Molecular vibrations reveal secrets of scent
13 Feb 2013
Molecular vibrations, rather than molecular shape, give substances their distinct smell according to a study by UCL scientists.
In a study designed to find out how smell is written into a molecule’s structure, scientists used a spectroscope to test whether changing how a molecule vibrates on a nano-scale changes its smell.
In an experiment, scientists took the musk molecule, which is commonly used in perfumery, and replaced the hydrogen atoms in the molecule with the heavier isotope deuterium.
This exchange doubles the hydrogen atoms’ mass, alters the molecule’s molecular vibrations, but leaves the shape of the molecule unchanged.

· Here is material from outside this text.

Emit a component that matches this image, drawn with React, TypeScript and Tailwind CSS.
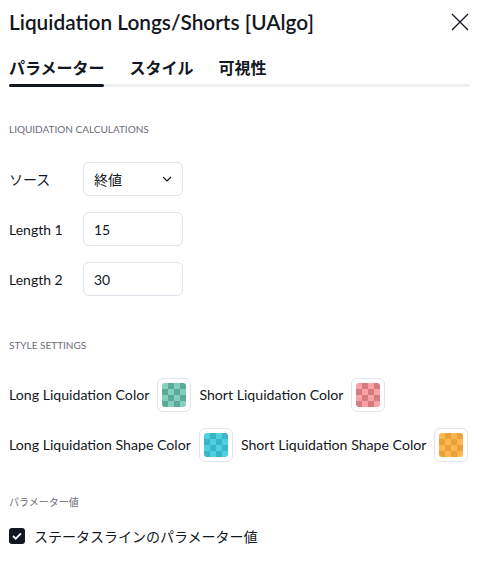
import React from 'react';

const FONT = { fontFamily: 'Lato, "Noto Sans CJK JP", sans-serif' };

const SWATCHES: Record<string, [string, string]> = {
  teal: ['#81cfbf', '#5fa79a'],
  pink: ['#faa2a4', '#d67b7f'],
  cyan: ['#4dd0e1', '#3cb4c5'],
  orange: ['#ffb74d', '#e7a23e'],
};

function Swatch({ color }: { color: keyof typeof SWATCHES }) {
  const [light, dark] = SWATCHES[color];
  return (
    <div className="ml-2 flex h-[34px] w-[34px] shrink-0 items-center justify-center rounded-md border border-[#e0e3eb] bg-white">
      <div className="grid h-6 w-6 grid-cols-4 grid-rows-4 overflow-hidden rounded-[3px]">
        {Array.from({ length: 16 }, (_, i) => {
          const r = Math.floor(i / 4);
          const c = i % 4;
          return <div key={i} style={{ background: (r + c) % 2 === 0 ? light : dark }} />;
        })}
      </div>
    </div>
  );
}

function SectionLabel({ children }: { children: React.ReactNode }) {
  return <div className="h-4 text-[10px] leading-4 text-[#6a6d78]">{children}</div>;
}

function FieldRow({ label, children }: { label: string; children: React.ReactNode }) {
  return (
    <div className="flex h-[34px] items-center">
      <div className="w-[74px] text-[14px] text-[#131722]">{label}</div>
      {children}
    </div>
  );
}

export default function App() {
  return (
    <div className="h-[562px] w-[481px] overflow-hidden bg-white px-[9px] text-[#131722]" style={FONT}>
      <div className="flex h-[44px] items-center justify-between">
        <h1 className="text-[20.8px] font-semibold leading-6">Liquidation Longs/Shorts [UAlgo]</h1>
        <svg width="18" height="18" viewBox="0 0 18 18" className="mr-[3px]">
          <path d="M1 1L17 17M17 1L1 17" stroke="#131722" strokeWidth="1.3" fill="none" />
        </svg>
      </div>

      <div className="pt-3">
        <div className="flex h-6 gap-[25px] text-[16px] font-bold leading-6">
          <span>パラメーター</span>
          <span>スタイル</span>
          <span>可視性</span>
        </div>
        <div className="mt-1 flex h-[3px] w-[461px] rounded-full bg-[#eeeff1]">
          <div className="h-[3px] w-[95px] rounded-full bg-[#131722]" />
        </div>
      </div>

      <div className="mt-[34px]">
        <SectionLabel>LIQUIDATION CALCULATIONS</SectionLabel>
      </div>

      <div className="mt-[25px] flex flex-col gap-4">
        <FieldRow label="ソース">
          <div className="flex h-[34px] w-[100px] items-center justify-between rounded-md border border-[#e0e3eb] pl-[10px] pr-[10px] text-[14px]">
            <span>終値</span>
            <svg width="10" height="6" viewBox="0 0 10 6">
              <path d="M1 1l4 4 4-4" stroke="#131722" strokeWidth="1.2" fill="none" />
            </svg>
          </div>
        </FieldRow>
        <FieldRow label="Length 1">
          <div className="flex h-[34px] w-[100px] items-center rounded-md border border-[#e0e3eb] pl-[10px] text-[14px]">15</div>
        </FieldRow>
        <FieldRow label="Length 2">
          <div className="flex h-[34px] w-[100px] items-center rounded-md border border-[#e0e3eb] pl-[10px] text-[14px]">30</div>
        </FieldRow>
      </div>

      <div className="mt-[41px]">
        <SectionLabel>STYLE SETTINGS</SectionLabel>
      </div>

      <div className="mt-[25px] flex flex-col gap-4 whitespace-nowrap text-[14.15px]">
        <div className="flex h-[34px] items-center">
          <span className="shrink-0">Long Liquidation Color</span>
          <Swatch color="teal" />
          <span className="ml-2 shrink-0">Short Liquidation Color</span>
          <Swatch color="pink" />
        </div>
        <div className="flex h-[34px] items-center">
          <span className="shrink-0">Long Liquidation Shape Color</span>
          <Swatch color="cyan" />
          <span className="ml-2 shrink-0">Short Liquidation Shape Color</span>
          <Swatch color="orange" />
        </div>
      </div>

      <div className="mt-8">
        <SectionLabel>パラメーター値</SectionLabel>
      </div>

      <div className="mt-[14px] flex h-6 items-center gap-[9px] text-[14px]">
        <div className="flex h-4 w-4 items-center justify-center rounded-[3px] bg-[#131722]">
          <svg width="10" height="8" viewBox="0 0 10 8">
            <path d="M1 4l2.7 2.7L9 1.3" stroke="white" strokeWidth="1.8" fill="none" />
          </svg>
        </div>
        <span>ステータスラインのパラメーター値</span>
      </div>
    </div>
  );
}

Results from the study appear to show that the deuterium musk molecules smell different to the hydrogen musk molecules, confirming that a molecule’s molecular vibrations determine its smell.
The study suggests that receptors in our nose are able to detect a nano-scale quantum mechanism called ’inelastic electron tunnelling’ to detect molecular vibrations.
First proposed at UCL in 1996, the idea was initially considered outlandish, although physicists confirmed the mechanism worked in theory.
Mr Simon Gane, a co-author of the study from the London Centre for Nanotechnology (LCN) and a surgeon at the UCL Ear Institute, said: “Changing the mass of some atoms inside certain molecules can affect the way they smell to humans, even though that does not change their shape in a large way. This is difficult to explain without the vibrational theory.”